We can let $r$ be the radius of one of the congruent circles, and let $x$ be the radius of the externally tangent circle, which means the side length of the $n$ -gon is $2r$ . We can draw an apothem of the $n$ -gon, which bisects the side length, forming a right triangle. The length of the base is half of $2r$ , or $r$ , and the hypotenuse is $x+r$ . The angle adjacent to the base is half of an angle of a regular $n$ -gon. We know the angle of a regular $n$ -gon to be $\frac {180(n-2)}n$ , so half of that would be $\frac {90(n-2)}n$ . Let $a=\frac {90(n-2)}n$ for simplicity.
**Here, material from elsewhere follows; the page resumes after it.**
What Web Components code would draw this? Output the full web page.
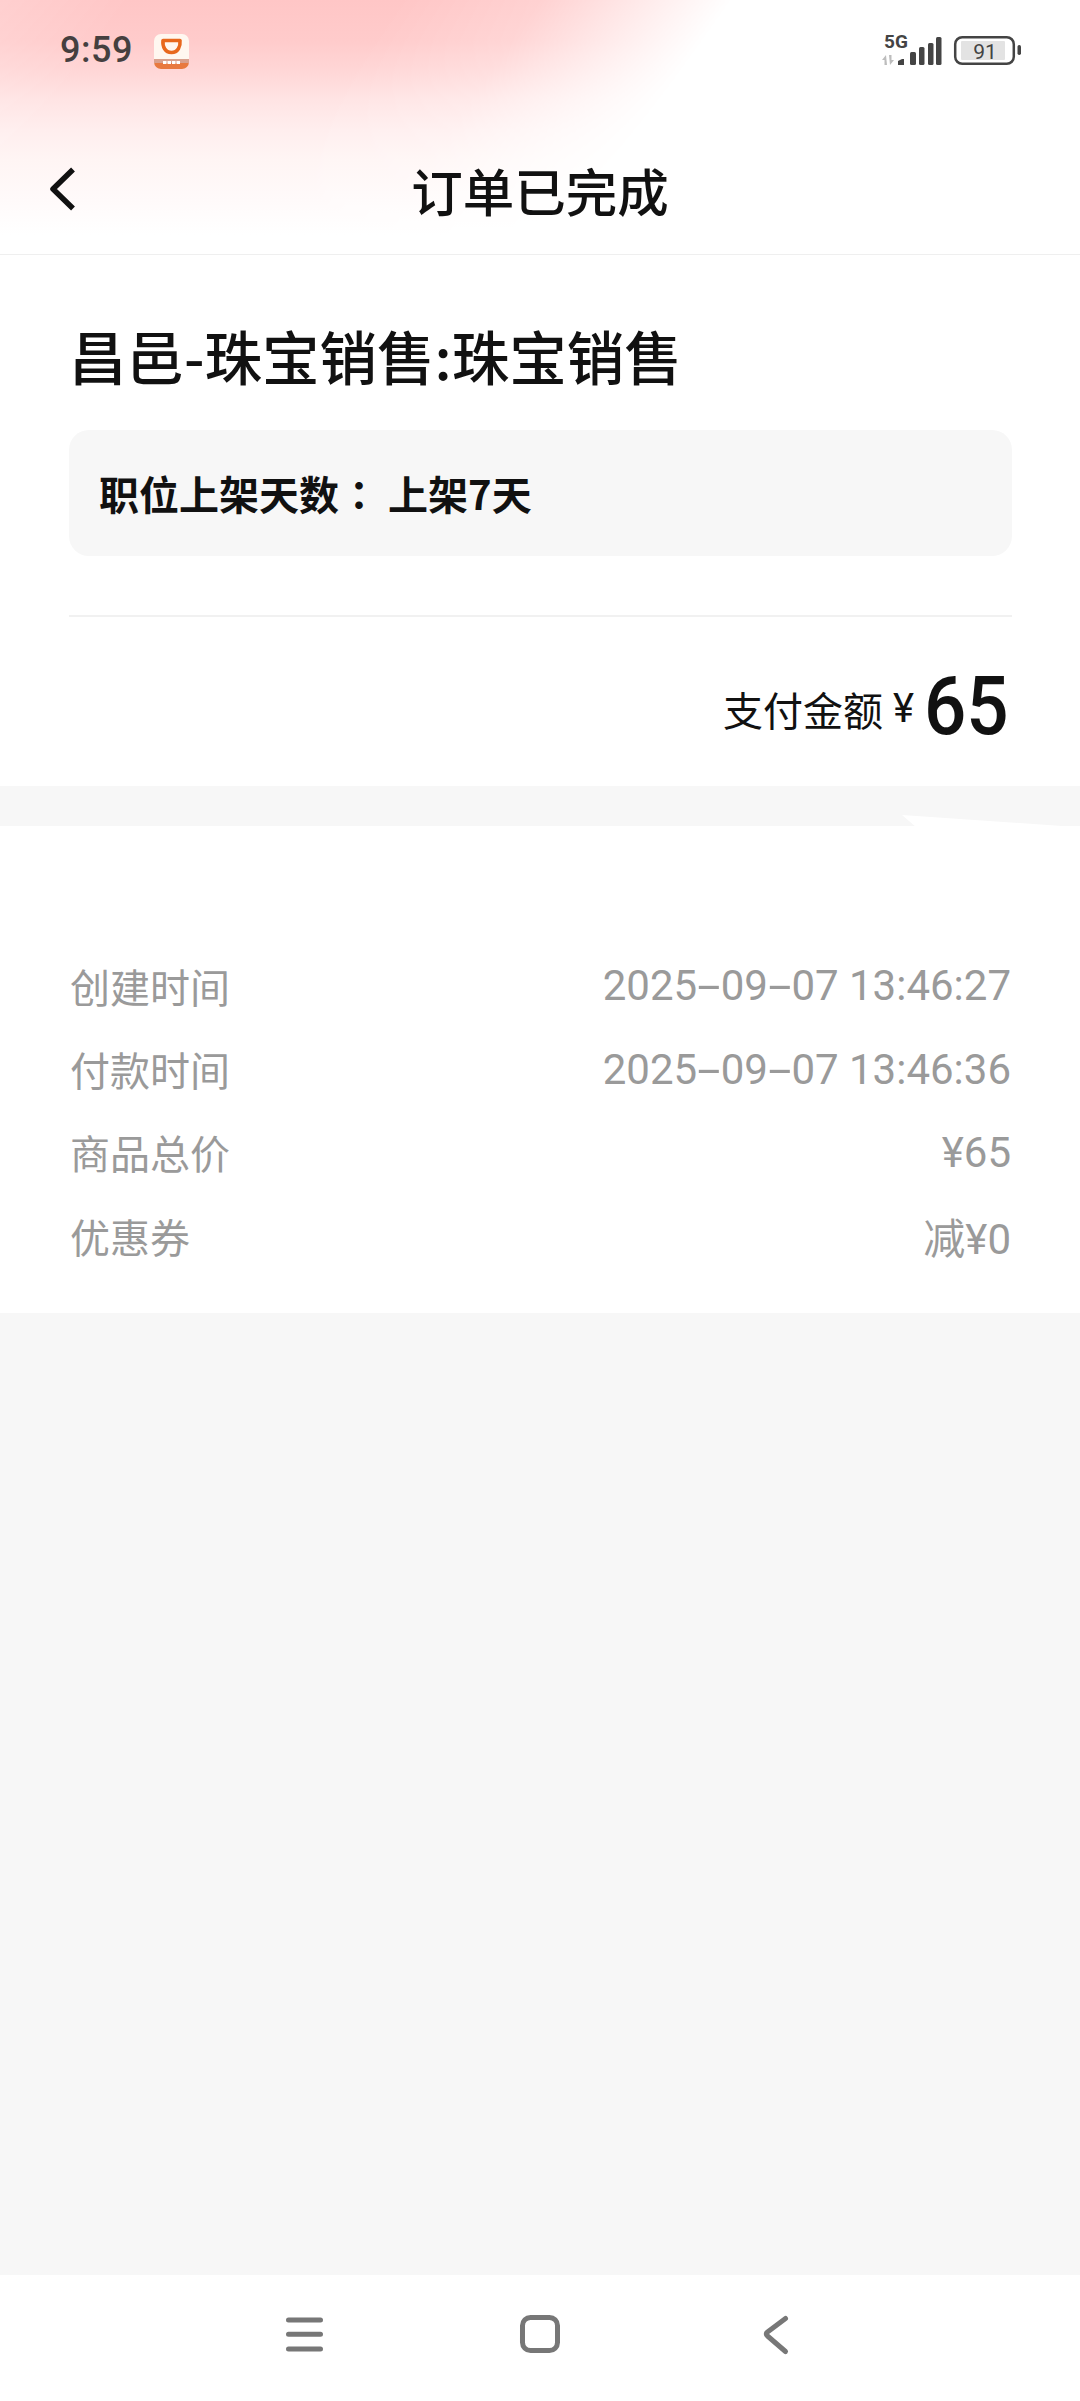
<!DOCTYPE html>
<html lang="zh">
<head>
<meta charset="utf-8">
<style>
html, body { margin: 0; height: 100%; }
body {
  display: flex;
  flex-direction: column;
  height: 2401px;
  background: #f7f7f7;
  font-family: Roboto, "Noto Sans CJK SC", sans-serif;
}
</style>
</head>
<body>
<order-header title-text="订单已完成"></order-header>
<order-summary amount="65">
  <span slot="name">昌邑-珠宝销售:珠宝销售</span>
  <span slot="spec">职位上架天数<span lang="zh-Hant" style="font-family:'Noto Sans CJK TC',sans-serif">：</span> 上架7天</span>
</order-summary>
<order-details>
  <detail-row label="创建时间" value="2025-09-07 13:46:27"></detail-row>
  <detail-row label="付款时间" value="2025-09-07 13:46:36"></detail-row>
  <detail-row label="商品总价" value="¥65"></detail-row>
  <detail-row label="优惠券" value="减¥0"></detail-row>
</order-details>
<nav-bar></nav-bar>
<script>
class OrderHeader extends HTMLElement {
    constructor() {
        super();
        this.attachShadow({ mode: 'open' });
        this.shadowRoot.innerHTML = `
            <style>
                :host {
                    display: block;
                    height: 254px;
                    border-bottom: 1px solid #efefef;
                    /* screen blend: the dark-to-white layer fades the pink out towards the right */
                    background:
                        linear-gradient(125deg, #2a2a2a 0, #000 107px, #000 328px, #333 443px, #aaa 533px, #fff 600px),
                        linear-gradient(to bottom, #ffc6c6 0, #ffcbcb 40px, #ffd6d6 70px, #ffe4e4 100px, #ffeeee 130px, #fff5f4 160px, #fffafa 200px, #fff 235px);
                    background-blend-mode: screen;
                }
                #status {
                    height: 100px;
                    display: flex;
                    align-items: center;
                    padding: 0 58px 0 60px;
                }
                #time { font-size: 36px; font-weight: 500; color: #453f3f; letter-spacing: .5px; }
                #app { width: 35px; height: 35px; margin: 3px 0 0 21px; }
                #right { margin-left: auto; display: flex; align-items: center; }
                #bar {
                    height: 130px;
                    padding-top: 24px;
                    display: grid;
                    grid-template-columns: 1fr auto 1fr;
                    align-items: center;
                    font-size: 51.500px;
                    font-family: "Noto Sans CJK SC", sans-serif;
                    font-weight: 500;
                    color: #111;
                }
                #back { width: 30px; height: 48px; margin-left: 48px; }
            </style>
            <div id="status">
                <span id="time">9:59</span>
                <svg id="app" viewBox="0 0 35 35">
                    <rect width="35" height="35" rx="7" fill="#fff7f0"/>
                    <path d="M0 25h35v3a7 7 0 0 1-7 7H7a7 7 0 0 1-7-7z" fill="#e8793f"/>
                    <path d="M0 25h35v4H0z" fill="#d9a08c"/>
                    <path d="M9 6.500h17c.6 6-2 12-8.500 12S8.400 12.500 9 6.500z" fill="none" stroke="#e8681d" stroke-width="3.600" stroke-linejoin="round"/>
                    <path d="M9 28.500h17" stroke="#fff" stroke-width="3" stroke-dasharray="3.500 1"/>
                </svg>
                <div id="right">
                    <svg width="141" height="44" viewBox="0 -4 141 44">
                        <text x="3" y="16" font-family="Roboto" font-weight="700" font-size="19" fill="#444">5G</text>
                        <path d="M5 23l-4 5h2.500v5H6zM9 33l4-5h-2.500v-5H8z" fill="#bdbdbd"/>
                        <path d="M17 29l4-2h2v6h-6z" fill="#444"/>
                        <rect x="29" y="20" width="6" height="13" rx="1.500" fill="#444"/>
                        <rect x="38" y="15" width="5.500" height="18" rx="1.500" fill="#444"/>
                        <rect x="47" y="11" width="5.500" height="22" rx="1.500" fill="#444"/>
                        <rect x="55" y="5" width="5.500" height="28" rx="1.500" fill="#444"/>
                        <rect x="74.200" y="5.200" width="58.600" height="26.600" rx="7" fill="none" stroke="#444" stroke-width="2.500"/>
                        <rect x="80" y="9" width="44" height="19" rx="1" fill="#e3e3e3"/>
                        <text x="104" y="26.500" text-anchor="middle" font-family="Roboto" font-size="21" fill="#444">91</text>
                        <rect x="136.500" y="13" width="3.500" height="10" rx="1.700" fill="#444"/>
                    </svg>
                </div>
            </div>
            <div id="bar">
                <svg id="back" viewBox="0 0 30 48"><path d="M25 4.500L5 24l20 19.500" fill="none" stroke="#111" stroke-width="5.500" stroke-linejoin="round"/></svg>
                <span>${this.getAttribute('title-text')}</span>
            </div>
        `;
    }
}
customElements.define('order-header', OrderHeader);

class OrderSummary extends HTMLElement {
    constructor() {
        super();
        this.attachShadow({ mode: 'open' });
        this.shadowRoot.innerHTML = `
            <style>
                :host {
                    display: block;
                    background: #fff;
                    padding: 0 68px 0 69px;
                    height: 531px;
                    font-family: "Noto Sans CJK SC", sans-serif;
                    color: #111;
                }
                #name {
                    height: 175px;
                    padding-top: 25px;
                    box-sizing: border-box;
                    display: flex;
                    align-items: center;
                    font-size: 57.500px;
                    font-weight: 500;
                }
                #spec {
                    height: 126px;
                    display: flex;
                    align-items: center;
                    padding: 0 30px;
                    background: #f7f7f7;
                    border-radius: 20px;
                    font-size: 40px;
                    font-weight: 700;
                }
                #pay {
                    margin-top: 59px;
                    border-top: 2px solid #f1f1f1;
                    height: 169px;
                    box-sizing: border-box;
                    padding-top: 16px;
                    display: flex;
                    justify-content: flex-end;
                    align-items: center;
                    font-size: 40px;
                }
                #yen { font-family: Roboto, sans-serif; margin: 0 10px; }
                #amount {
                    display: inline-block;
                    font-size: 81px;
                    font-weight: 500;
                    font-family: Roboto, sans-serif;
                    line-height: 1;
                    width: 88px;
                    margin-top: -4px;
                    white-space: nowrap;
                    transform: scaleX(.92);
                    transform-origin: left center;
                }
            </style>
            <div id="name"><slot name="name"></slot></div>
            <div id="spec"><slot name="spec"></slot></div>
            <div id="pay">
                <span>支付金额</span><span id="yen">¥</span><span id="amount">${this.getAttribute('amount')}</span>
            </div>
        `;
    }
}
customElements.define('order-summary', OrderSummary);

class OrderDetails extends HTMLElement {
    constructor() {
        super();
        this.attachShadow({ mode: 'open' });
        this.shadowRoot.innerHTML = `
            <style>
                :host {
                    display: flex;
                    flex-direction: column;
                    position: relative;
                    margin-top: 40px;
                    height: 487px;
                    box-sizing: border-box;
                    padding: 118px 69px 0 70px;
                    background: #fff;
                }
                /* sliver of white left over the grey gap in the reference */
                :host::before {
                    content: "";
                    position: absolute;
                    left: 902px;
                    top: -11px;
                    width: 160px;
                    height: 11px;
                    background: #fff;
                    clip-path: polygon(0 0, 100% 100%, 8% 100%);
                }
            </style>
            <slot></slot>
        `;
    }
}
customElements.define('order-details', OrderDetails);

class DetailRow extends HTMLElement {
    constructor() {
        super();
        this.attachShadow({ mode: 'open' });
        const value = this.getAttribute('value').replace(/-/g, '<span class="dash">-</span>');
        this.shadowRoot.innerHTML = `
            <style>
                :host {
                    display: flex;
                    justify-content: space-between;
                    align-items: center;
                    height: 83.400px;
                    font-size: 40px;
                    color: #9a9a9a;
                    font-family: "Noto Sans CJK SC", sans-serif;
                }
                #value { font-size: 42px; font-family: Roboto, "Noto Sans CJK SC", sans-serif; }
                .dash { display: inline-block; width: 23.500px; text-align: center; transform: scaleX(2); }
            </style>
            <span>${this.getAttribute('label')}</span>
            <span id="value">${value}</span>
        `;
    }
}
customElements.define('detail-row', DetailRow);

class NavBar extends HTMLElement {
    constructor() {
        super();
        this.attachShadow({ mode: 'open' });
        this.shadowRoot.innerHTML = `
            <style>
                :host {
                    display: flex;
                    margin-top: auto;
                    height: 126px;
                    background: #fff;
                    align-items: flex-start;
                    justify-content: center;
                    gap: 188px;
                    padding-top: 35px;
                    box-sizing: border-box;
                }
                svg { width: 48px; height: 48px; fill: none; stroke: #777; stroke-width: 5; stroke-linecap: round; stroke-linejoin: round; }
            </style>
            <svg viewBox="0 0 48 48"><path d="M8.500 10h32M8.500 24.300h32M8.500 39h32"/></svg>
            <svg viewBox="0 0 48 48"><rect x="6.500" y="7.500" width="35" height="33" rx="8"/></svg>
            <svg viewBox="0 0 48 48"><path d="M33.500 8.500L15.500 22q-2.500 2 0 4l18 15.500"/></svg>
        `;
    }
}
customElements.define('nav-bar', NavBar);
</script>
</body>
</html>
We now have $\cos a=\frac {adj}{hyp}$ , or $\cos a = \frac {r}{x+r}$ . Multiply both sides by $x+r$ and we get $\cos a~x+\cos a~r=r$ , and then a bit of manipulation later you get that $x=\frac {r(1-\cos a}{cos a}$ , or when you plug in $a=\frac {90(n-2)}n$ , you get $\frac {r(1-\cos(\frac{90(n-2)}n)}{\cos(\frac{90(n-2)}n)}$ . Add $2r$ to find the radius of the internally tangent circle to get $\frac {r(1-\cos(\frac{90(n-2)}n)}{\cos(\frac{90(n-2)}n)}+2r$ , and we are done.

Notes

Papermath’s sum was discovered by the aops user Papermath, as the name implies.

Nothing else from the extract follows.